Thursday, November 11, 2010

Monitoring registry changes under Windows 2008 R2

I need to monitor registry changes in a brand new Windows 2008 R2 installation to track changes to registry keys when I deactivate TCPIPV6, QoS and other stuff on the server network card. This task is a tough one, more than I expected. Not so longtime ago we had regmon, which was so powerful. Today regmon is no more an option for recent Microsoft Operating Systems. I could use procmon, of course, but it  is so heavy and resource-consuming and, what's more, too many information is displayed which it takes a lot of energy to filter out.

I have therefore started trying Registry Live Watch...
but, altought it works and it tells that some registry key has changed, it does not tell you which one, as you can see in the following screenshot... And this is a real pity because the tool is very light, nothing to install and nothing to configure.

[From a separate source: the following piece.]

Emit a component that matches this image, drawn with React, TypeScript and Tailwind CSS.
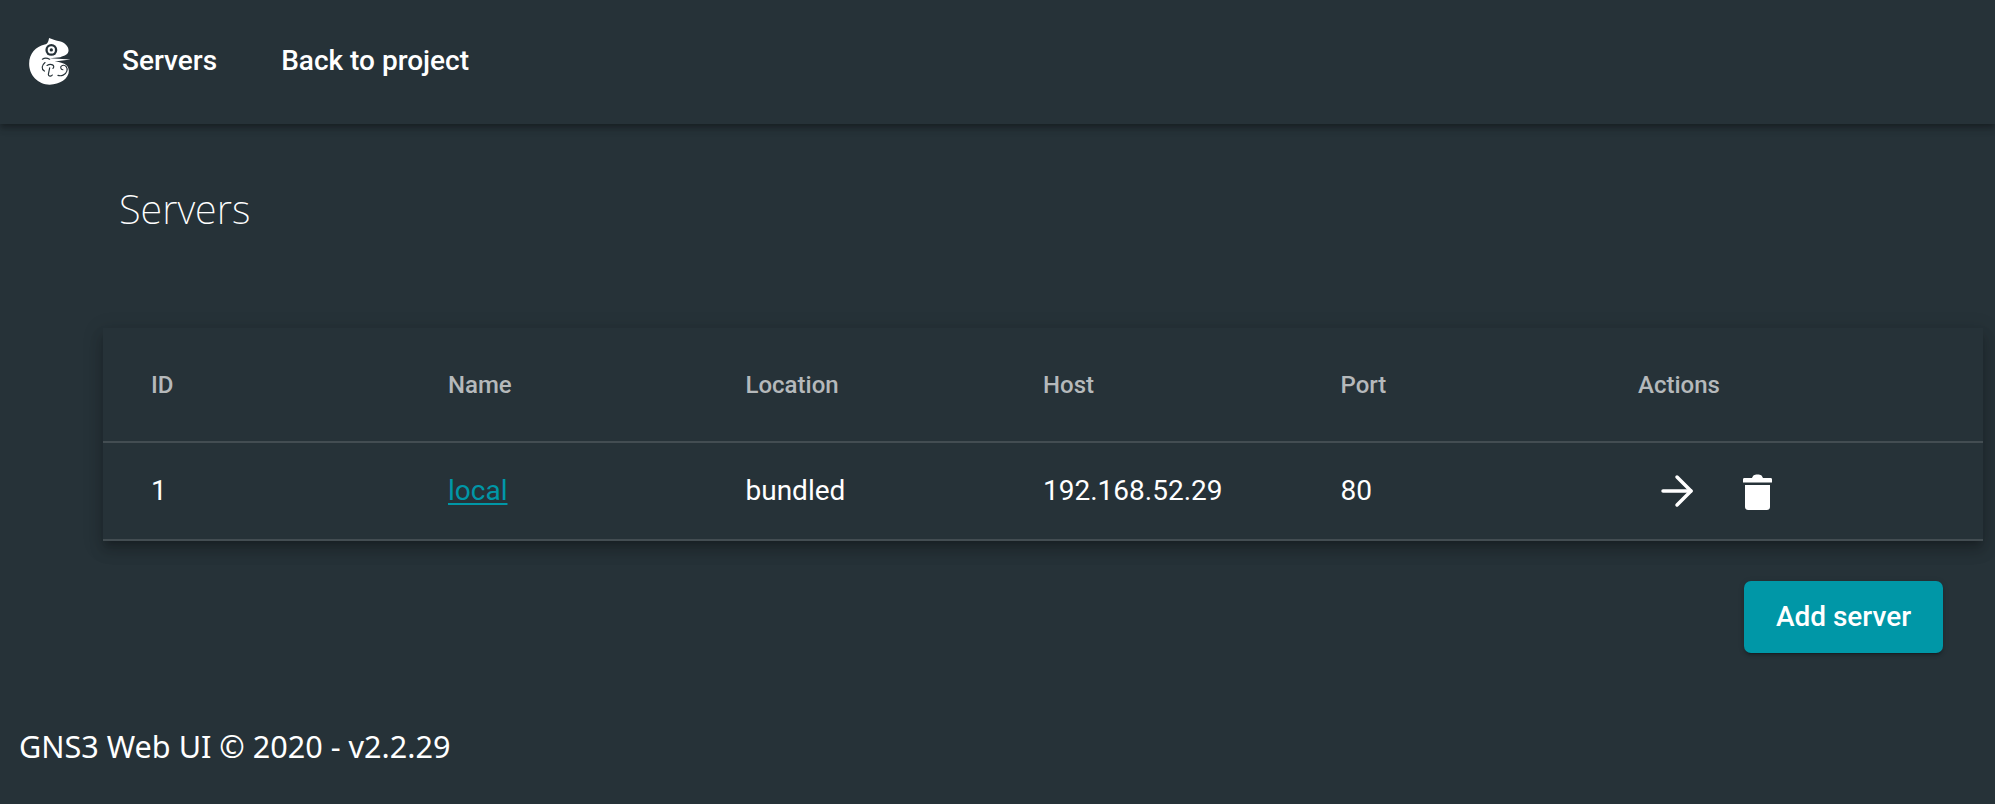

Registry Live Watch... but no results

Another solution is Systracer, but it has to be installed, which is not an option that I like because I do not want to modify the original OS deployement with additional and later unneeded packages.

So I have been looking for free solutions and between them I have found RegSnap and Regshot, but they have not been written or tested for Windows 2008.

After some research it has been clear to me that no free software is existing for the moment to perform Windows Registry monitoring and tracking. None but Systracer. So I have gone back to it, and, after forcing myself to make a full backup of the test server, I have installed it.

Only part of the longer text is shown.